Он заносит меня в больницу и шагает к стойке регистрации, требуя внимания, и когда для меня привозят инвалидное кресло, говорит медсестре, предлагающей его:

      — Просто скажите, куда ее отнести!

Я слышу биение его сердца у меня под ухом, и никогда не слышала, чтобы оно билось так быстро. Пум, пум, пум.

      Он заносит меня в палату, опускает на кровать, и держит за руку слишком крепко, в то время как медсестры и доктор осматривают меня, а Пит ждет снаружи. Слава богу, потому что мои ноги окровавлены, и мне ужасно неловко, что Реми видит меня в таком состоянии. Но он смотрит только на наши сплетенные руки, и даже если ему тоже некомфортно от этого, он терпит до тех пор, пока доктор не отходит и снимает перчатки, после чего говорит:

      — У вашей жены угроза выкидыша на ранней стадии беременности.

      В то время пока мой мозг пытается обработать услышанное, я поворачиваюсь на бок, сворачиваюсь в позе эмбриона, обхватывая свой живот руками, и качаю головой, ничего не говоря. Просто качаю головой, потому что... нет.

Просто... нет.

      Я здоровая молодая женщина. Здоровые молодые женщины не теряют детей.

      Врач отводит Ремингтона в сторону и говорит с ним вполголоса. Я поднимаю голову, чтобы посмотреть на его лицо.
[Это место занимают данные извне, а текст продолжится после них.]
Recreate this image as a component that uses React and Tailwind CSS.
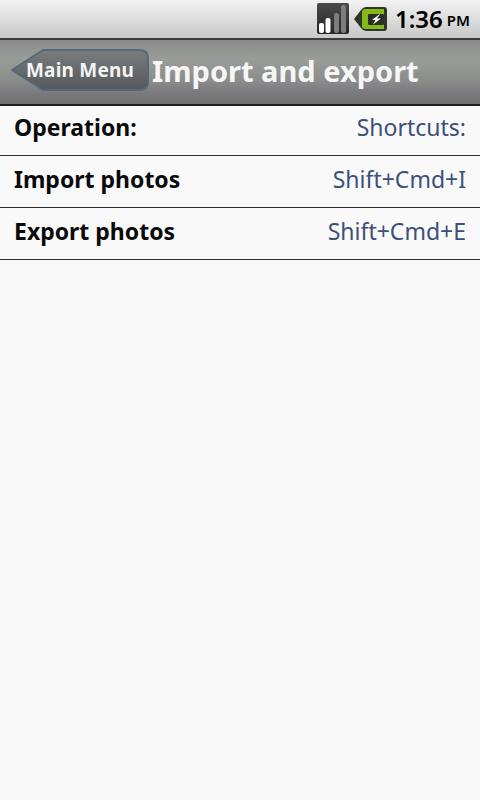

Это лицо моей мечты, и клянусь, никогда не смогу забыть ожесточенное выражение, которое возникло на нем, когда он говорит врачу приглушенным тоном:

     — Это невозможно!

      Врач продолжает говорить, но Ремингтон качает головой, плотно сжав челюсти. Он внезапно выглядит моложе и более уязвимым, чем я когда-либо его видела. Господи, он выглядит таким же обескураженным, как, мне представляется, он выглядел в тот день, когда ему сказали, что он изгнан из профессионального бокса и больше никогда не сможет вернуться в лигу снова.

      Он трет лицо ладонью, после чего роняет ее вдоль тела, а поезд паники набирает невыносимую скорость у меня в голове, я протягиваю руку от кровати и слышу свой дрожащий от страха голос: 

      — Что он говорит? Что он говорит?

      Ремингтон обрывает врача на полуслове и направляется в мою сторону, тотчас накрывая мои руки своими большими мозолистыми ладонями. Я даже не могу выразить словами, что чувствую от такого нашего с ним контакта, но напитываюсь какими-то успокаивающими химическими элементами, которые дрейфуют сквозь меня, когда я отчаянно наслаждаюсь ощущением моей маленькой ладошки в его больших руках. Больше нет спазмов. Ничего.